A faculty member in the discipline of the course from the credit granting university must be assigned to and actively engaged as a mentor for the high school teacher.

The faculty of the institution granting credit must develop the course syllabus. College courses require a minimum of 15 class hours (one hour equals 50 minutes) of class time for each semester credit hour. Additional class hours for science laboratories must be specified.

The preferred validation of student learning in the high school-based dual enrollment course for the Regental system is via the national AP or CLEP exam instruments. An acceptable alternative is a student evaluation and assessment system developed jointly by the discipline faculty of the university and the high school teacher. Under this arrangement, high school students are expected to demonstrate the same mastery of the college course as is required of college students who take the course on campus.

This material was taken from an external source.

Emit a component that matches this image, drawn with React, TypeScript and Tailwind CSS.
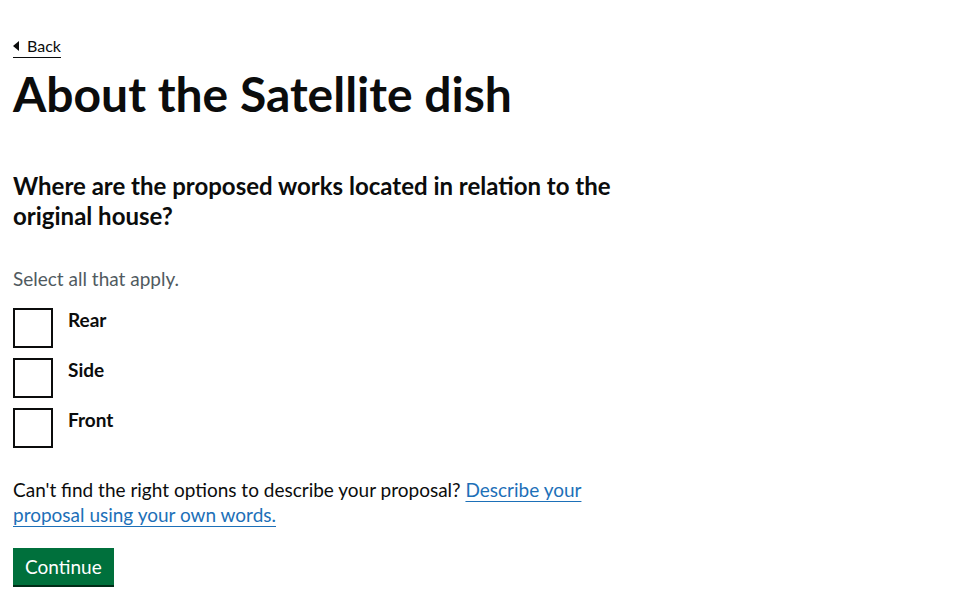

Program reporting requirement Not set in state policy
Program evaluation component Not set in state policy
Public postsecondary institutions required to accept credits No. Postsecondary institutions must award credit only if the college credit is granted by a university with which the South Dakota Board of Regents has a dual credit agreement, or the college credit is granted by an institution accredited by the National Alliance of Concurrent Enrollment Partnerships (NACEP).